Thanks Chad! We'd have to collect more data to speak to the impact of personal relevance. The project is actually built around the needs of one of our participating school districts, so those students were working on a problem they actually experienced in their own school. We superimposed a grid structure on a satellite image from their schoolgrounds and the surrounding areas. In other districts, teachers referred to flooding incidents that students were aware of (either in their own school or from the news) but framed the problem as one that students were solving for a different school. Till date, we've run studies in Virginia, California and Tennessee, and we haven't noticed any significant difference in student engagement on account of the runoff context. But, it would be interesting to try this with students in an area with very little rainfall and see if they'd relate to the problem similarly.

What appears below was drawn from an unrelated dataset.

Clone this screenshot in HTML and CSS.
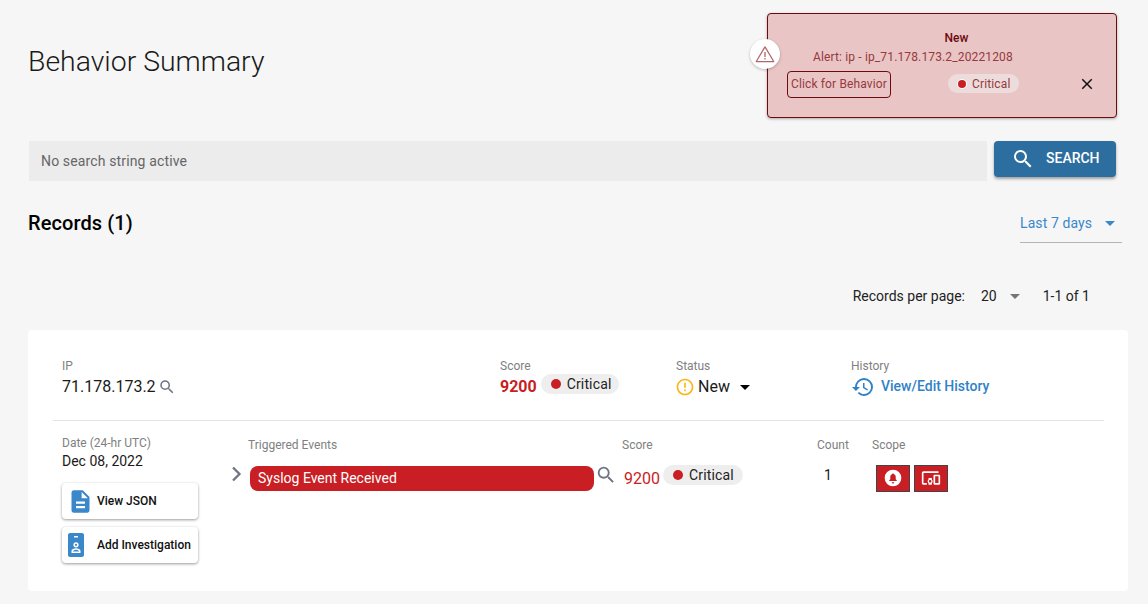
FILE: index.html
```html
<!DOCTYPE html>
<html lang="en">
<head>
<meta charset="utf-8">
<title>Behavior Summary</title>
<link rel="stylesheet" href="styles.css">
</head>
<body>
<main class="page">
  <h1 class="title">Behavior Summary</h1>

  <div class="search-row">
    <div class="search-field">No search string active</div>
    <button class="search-btn">
      <svg class="search-btn-icon" viewBox="0 0 24 24"><path d="M15.5 14h-.79l-.28-.27A6.47 6.47 0 0 0 16 9.5 6.5 6.5 0 1 0 9.5 16c1.61 0 3.09-.59 4.23-1.57l.27.28v.79l5 4.99L20.49 19l-4.99-5zm-6 0C7.01 14 5 11.99 5 9.5S7.01 5 9.5 5 14 7.01 14 9.5 11.99 14 9.5 14z"/></svg>
      <span>SEARCH</span>
    </button>
  </div>

  <div class="records-head">
    <h2 class="records-title">Records (1)</h2>
    <div class="range-select">
      <span>Last 7 days</span>
      <i class="caret caret-blue"></i>
    </div>
  </div>

  <div class="pager">
    <span>Records per page:</span>
    <span class="pager-num">20</span>
    <i class="caret caret-grey"></i>
    <span class="pager-range">1-1 of 1</span>
  </div>

  <section class="card">
    <div class="summary">
      <div class="cell">
        <div class="label">IP</div>
        <div class="value">71.178.173.2
          <svg class="mag mag-sm" viewBox="0 0 24 24"><path d="M15.5 14h-.79l-.28-.27A6.47 6.47 0 0 0 16 9.5 6.5 6.5 0 1 0 9.5 16c1.61 0 3.09-.59 4.23-1.57l.27.28v.79l5 4.99L20.49 19l-4.99-5zm-6 0C7.01 14 5 11.99 5 9.5S7.01 5 9.5 5 14 7.01 14 9.5 11.99 14 9.5 14z"/></svg>
        </div>
      </div>
      <div class="cell">
        <div class="label">Score</div>
        <div class="value">
          <strong class="score">9200</strong>
          <span class="chip"><i class="dot"></i>Critical</span>
        </div>
      </div>
      <div class="cell">
        <div class="label">Status</div>
        <div class="value status">
          <svg class="status-icon" viewBox="0 0 24 24"><path d="M11 15h2v2h-2zm0-8h2v6h-2zm.99-5C6.47 2 2 6.48 2 12s4.47 10 9.99 10C17.52 22 22 17.52 22 12S17.52 2 11.99 2zM12 20c-4.42 0-8-3.58-8-8s3.58-8 8-8 8 3.58 8 8-3.58 8-8 8z"/></svg>
          <span>New</span>
          <i class="caret caret-black"></i>
        </div>
      </div>
      <div class="cell">
        <div class="label">History</div>
        <div class="value history">
          <svg class="history-icon" viewBox="0 0 24 24"><path d="M13 3a9 9 0 0 0-9 9H1l3.89 3.89.07.14L9 12H6c0-3.87 3.13-7 7-7s7 3.13 7 7-3.13 7-7 7c-1.93 0-3.68-.79-4.94-2.06l-1.42 1.42A8.954 8.954 0 0 0 13 21a9 9 0 0 0 0-18zm-1 5v5l4.28 2.54.72-1.21-3.5-2.08V8H12z"/></svg>
          <span class="history-text">View/Edit History</span>
        </div>
      </div>
    </div>

    <div class="detail">
      <div class="date-col">
        <div class="label">Date (24-hr UTC)</div>
        <div class="date">Dec 08, 2022</div>
        <button class="action action-first">
          <svg class="action-icon icon-doc" viewBox="0 0 24 24"><path d="M14 2H6c-1.1 0-2 .9-2 2v16c0 1.1.9 2 2 2h12c1.1 0 2-.9 2-2V8l-6-6zm2 16H8v-2h8v2zm0-4H8v-2h8v2zm-3-5V3.500L18.500 9H13z"/></svg>
          <span class="action-text-doc">View JSON</span>
        </button>
        <button class="action">
          <svg class="action-icon icon-badge" viewBox="0 0 24 24"><path fill-rule="evenodd" d="M6 0h12c1.100 0 2 .9 2 2v20c0 1.100-.9 2-2 2H6c-1.100 0-2-.9-2-2V2c0-1.100.9-2 2-2zm4 3v1.400h4V3h-4zm2 6.200a2.600 2.600 0 1 0 0 5.200a2.600 2.600 0 0 0 0-5.200zm0 1.500a1.100 1.100 0 1 1 0 2.200a1.100 1.100 0 0 1 0-2.200zM7.500 20h9v-2c0-1.800-2.800-2.700-4.500-2.700s-4.500.9-4.500 2.700v2zm1.600-1.500v-.5c.4-.6 1.800-1.200 2.900-1.200s2.500.6 2.900 1.200v.5H9.100z"/></svg>
          <span class="action-text-badge">Add Investigation</span>
        </button>
      </div>

      <div class="events">
        <div class="events-head">
          <div class="label">Triggered Events</div>
          <div class="label">Score</div>
          <div class="label label-count">Count</div>
          <div class="label">Scope</div>
        </div>
        <div class="event-row">
          <svg class="chevron" viewBox="0 0 12 16"><path d="M2 1.500 8.500 8 2 14.500" fill="none" stroke="#6f7484" stroke-width="2.300"/></svg>
          <div class="event-pill">Syslog Event Received</div>
          <svg class="mag mag-lg" viewBox="0 0 24 24"><path d="M15.500 14h-.79l-.28-.27A6.470 6.470 0 0 0 16 9.500 6.500 6.500 0 1 0 9.500 16c1.610 0 3.090-.59 4.230-1.570l.27.28v.79l5 4.990L20.490 19l-4.990-5zm-6 0C7.010 14 5 11.990 5 9.500S7.010 5 9.500 5 14 7.010 14 9.500 11.990 14 9.500 14z"/></svg>
          <span class="event-score">9200</span>
          <span class="chip chip-event"><i class="dot"></i>Critical</span>
          <span class="event-count">1</span>
          <span class="scope-box scope-first">
            <svg class="scope-icon" viewBox="0 0 24 24"><path fill-rule="evenodd" d="M12 2a10 10 0 1 1 0 20a10 10 0 0 1 0-20zm0 16.500c.800 0 1.500-.7 1.500-1.500h-3c0 .8.700 1.500 1.500 1.500zm4.500-3v-.7l-1.200-1.200v-2.800c0-1.800-1-3.100-2.600-3.500v-.4a.7.7 0 0 0-1.400 0v.4c-1.600.4-2.600 1.700-2.600 3.500v2.800l-1.200 1.200v.7h9z"/></svg>
          </span>
          <span class="scope-box">
            <svg class="scope-icon" viewBox="0 0 24 24"><path d="M3 6h18V4H3c-1.100 0-2 .9-2 2v12c0 1.100.9 2 2 2h4v-2H3V6zm10 6H9v1.780c-.61.55-1 1.330-1 2.220s.39 1.670 1 2.220V20h4v-1.780c.61-.55 1-1.340 1-2.220s-.39-1.670-1-2.220V12zm-2 5.500c-.83 0-1.500-.67-1.500-1.500s.67-1.500 1.500-1.500 1.500.67 1.500 1.500-.67 1.500-1.500 1.500zM22 8h-6c-.5 0-1 .5-1 1v10c0 .5.5 1 1 1h6c.5 0 1-.5 1-1V9c0-.5-.5-1-1-1zm-1 10h-4v-8h4v8z"/></svg>
          </span>
        </div>
      </div>
    </div>
  </section>
</main>

<aside class="toast">
  <span class="toast-badge">
    <svg class="toast-warn" viewBox="0 0 24 24"><path class="toast-warn-line" d="M12 3.500 22.500 21h-21z"/><path class="toast-warn-mark" d="M11.200 9.500h1.600v6h-1.600zm0 7.300h1.600v1.700h-1.600z"/></svg>
  </span>
  <div class="toast-title">New</div>
  <div class="toast-msg">Alert: ip - ip_71.178.173.2_20221208</div>
  <div class="toast-actions">
    <span class="toast-link">Click for Behavior</span>
    <span class="chip chip-toast"><i class="dot dot-ring"></i>Critical</span>
    <svg class="toast-close" viewBox="0 0 24 24"><path d="M19 6.410 17.590 5 12 10.590 6.410 5 5 6.410 10.590 12 5 17.590 6.410 19 12 13.410 17.590 19 19 17.590 13.410 12z"/></svg>
  </div>
</aside>
</body>
</html>
```

FILE: styles.css
```css
* { box-sizing: border-box; }
html, body { margin: 0; height: 100%; }
body {
  background: #f6f6f6;
  color: #000;
  font-family: Roboto, "Liberation Sans", sans-serif;
  overflow: hidden;
  position: relative;
}
.page { padding: 44px 20px 0 28px; }
.title {
  margin: 0;
  font-size: 28.4px;
  font-weight: 300;
  line-height: 36px;
  color: #1a1a1a;
}
.search-row { display: flex; gap: 7px; margin-top: 61px; padding-left: 1px; padding-right: 12px; align-items: flex-start; }
.search-field {
  flex: 1;
  height: 40px;
  background: #ececec;
  color: #666;
  font-size: 14px;
  line-height: 40px;
  padding-left: 12px;
  letter-spacing: .14px;
}
.search-btn {
  width: 122px;
  height: 36px;
  display: flex;
  align-items: center;
  padding: 0 0 0 17px;
  gap: 12px;
  background: #2c6e9f;
  color: #fff;
  border: 0;
  border-radius: 4px;
  font: 500 14px Roboto, sans-serif;
  box-shadow: 0 2px 3px rgba(0,0,0,.35);
}
.search-btn span { margin: -2px 0 0 -1px; }
.search-btn-icon { width: 24px; height: 24px; fill: #fff; }
.records-head { display: flex; justify-content: space-between; margin-top: 24px; height: 38px; padding-right: 6px; }
.records-title { margin: 0; font-size: 20px; font-weight: 500; line-height: 36px; letter-spacing: .1px; }
.range-select {
  width: 102px;
  height: 38px;
  display: flex;
  align-items: center;
  justify-content: space-between;
  color: #3a87c9;
  font-size: 14px;
  border-bottom: 1px solid #b5b5b5;
  padding: 0 7px 1px 0;
  letter-spacing: .1px;
}
.caret { display: inline-block; width: 0; height: 0; border-left: 5px solid transparent; border-right: 5px solid transparent; border-top: 5px solid; }
.caret-blue { color: #3a87c9; }
.caret-grey { color: #757575; margin-left: 13px; }
.caret-black { color: #000; margin-left: 10px; }
.pager { display: flex; align-items: center; height: 20px; margin-top: 43px; padding-right: 38px; justify-content: flex-end; font-size: 14px; color: #222; }
.pager-num { margin-left: 16px; }
.pager-range { margin-left: 23px; }
.card { background: #fff; border-radius: 4px; margin-top: 24px; height: 261px; padding: 0 24px 0 25px; }
.summary {
  display: grid;
  grid-template-columns: 438px 176px 175px 1fr;
  padding: 29px 0 0 9px;
  height: 91px;
  border-bottom: 1px solid #e4e4e4;
}
.label { font-size: 12px; line-height: 14px; color: #808080; }
.value { display: flex; align-items: center; font-size: 16px; line-height: 20px; height: 24px; margin-top: 2px; color: #1a1a1a; }
.mag { fill: #6f7484; flex: none; }
.mag-sm { width: 18px; height: 18px; margin-left: 2px; }
.mag-lg { width: 22px; height: 22px; margin: -7px 0 0 1px; }
.score { color: #c81e24; font-weight: 700; font-size: 16px; }
.chip {
  display: inline-flex;
  align-items: center;
  height: 20px;
  border-radius: 10px;
  background: #eeeeee;
  font-size: 14px;
  letter-spacing: .14px;
  color: #222;
  padding: 0 8px 0 10px;
  margin: -6px 0 0 4px;
}
.dot { width: 10px; height: 10px; border-radius: 50%; background: #c81e24; margin-right: 6px; flex: none; }
.status span { margin-left: 3px; }
.status-icon { width: 20px; height: 20px; fill: #fdb515; flex: none; margin-left: -1px; }
.history { color: #2f82c8; font-size: 14px; font-weight: 500; }
.history-icon { width: 24px; height: 24px; fill: #2f82c8; margin: 0 6px 0 0; flex: none; }
.history-text { margin-top: -2px; }
.detail { display: flex; padding: 15px 0 0 9px; }
.date-col { width: 186px; flex: none; }
.date { font-size: 14px; line-height: 20px; margin-top: 1px; color: #1a1a1a; }
.action {
  width: 136px;
  height: 36px;
  display: flex;
  align-items: center;
  background: #fff;
  border: 0;
  border-radius: 4px;
  margin-top: 8px;
  padding: 0;
  font: 500 12px Roboto, sans-serif;
  color: #111;
  box-shadow: 0 1px 3px rgba(0,0,0,.4);
}
.action-first { margin-top: 12px; }
.action-icon { fill: #3a87c9; flex: none; }
.icon-doc { width: 27px; height: 27px; margin-left: 4.500px; }
.icon-badge { width: 24px; height: 24px; margin-left: 2px; }
.action-text-doc { margin-left: 3.500px; }
.action-text-badge { margin-left: 9px; }
.events { flex: 1; margin-top: 2px; }
.events-head { display: grid; grid-template-columns: 374px 195px 55px 1fr; }
.label-count { white-space: nowrap; }
.event-row { display: flex; align-items: center; margin-top: 12px; margin-left: -17px; height: 28px; }
.chevron { width: 12px; height: 16px; flex: none; margin: -9px 7px 0 0; }
.event-pill {
  width: 344px;
  height: 25px;
  border-radius: 8px;
  background: #c81e24;
  color: #fff;
  font-size: 14px;
  line-height: 25px;
  padding-left: 8px;
  flex: none;
}
.event-score { color: #c81e24; font-size: 16px; margin-left: 7px; width: 36px; }
.chip-event { margin-left: 3px; width: 80px; }
.event-count { font-size: 14px; margin-left: 81px; width: 8px; margin-top: -6px; color: #1a1a1a; }
.scope-box { width: 34px; height: 27px; background: #c81e24; border: 1px solid #444; display: flex; align-items: center; justify-content: center; flex: none; margin-left: 4px; }
.scope-first { margin-left: 44px; }
.scope-icon { width: 20px; height: 20px; fill: #fff; }
.toast {
  position: absolute;
  left: 767px;
  top: 13px;
  width: 350px;
  height: 105px;
  background: #e9c5c5;
  border: 1px solid #6d0a0e;
  border-radius: 4px;
  box-shadow: 0 1px 3px rgba(0,0,0,.3);
  padding: 17px 19px 0;
  color: #97393d;
  font-size: 12px;
  letter-spacing: .14px;
}
.toast-badge {
  position: absolute;
  left: -18px;
  top: 25px;
  width: 30px;
  height: 30px;
  border-radius: 50%;
  background: #fff;
  box-shadow: 0 1px 3px rgba(0,0,0,.25);
  display: flex;
  align-items: center;
  justify-content: center;
}
.toast-warn { width: 20px; height: 20px; }
.toast-warn-line { fill: none; stroke: #b0666a; stroke-width: 1.500; stroke-linejoin: round; }
.toast-warn-mark { fill: #b0666a; }
.toast-title { font-weight: 500; color: #6d0a0e; text-align: center; line-height: 14px; padding-left: 29px; letter-spacing: 0; }
.toast-msg { line-height: 14px; margin-top: 5px; padding-left: 26px; }
.toast-actions { display: flex; align-items: flex-start; margin-top: 7px; }
.toast-link { height: 27px; width: 104px; border: 1px solid #6d0a0e; border-radius: 4px; line-height: 25px; text-align: center; white-space: nowrap; }
.chip-toast { background: #ecdcdc; color: #97393d; font-size: 12px; height: 19px; width: 71px; margin: 3px 0 0 57px; padding: 0 0 0 10px; }
.dot-ring { width: 8px; height: 8px; box-shadow: 0 0 0 1px #fff; }
.toast-close { width: 18px; height: 18px; fill: #111; margin: 4px 0 0 59px; }
```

Thanks Aditi! We framed the engineering design problem as one where students' design had to satisfy schoolyard utility requirements (for example, at least x amount of space needed for a parking lot, at least y amount of space needed for a playground, etc.) and had to simultaneously optimize runoff, cost, and wheelchair accessibility. Students used the computational models for water runoff that they constructed to test their engineering designs. Under the hood, we helped with this process by transforming students' runoff model for an unit area to one for the entire schoolyard and by allowing students to observe the runoff, cost and accessibility of their design as they run the simulation. This feedback was also stored via a simulation history functionality we provided where students could revisit the designs they had tried out and their associated outcome values.

Having said that, I'll mention that our model ignored/abstracted the issue of layout of different materials in the schoolyard and instead performed calculations based on what percentage of the entire schoolyard was created with what kind of material. Students often pointed that out - the fact that some of the designs which seemed more optimal as per the outputs of the computational model are not the best designs in the "real world".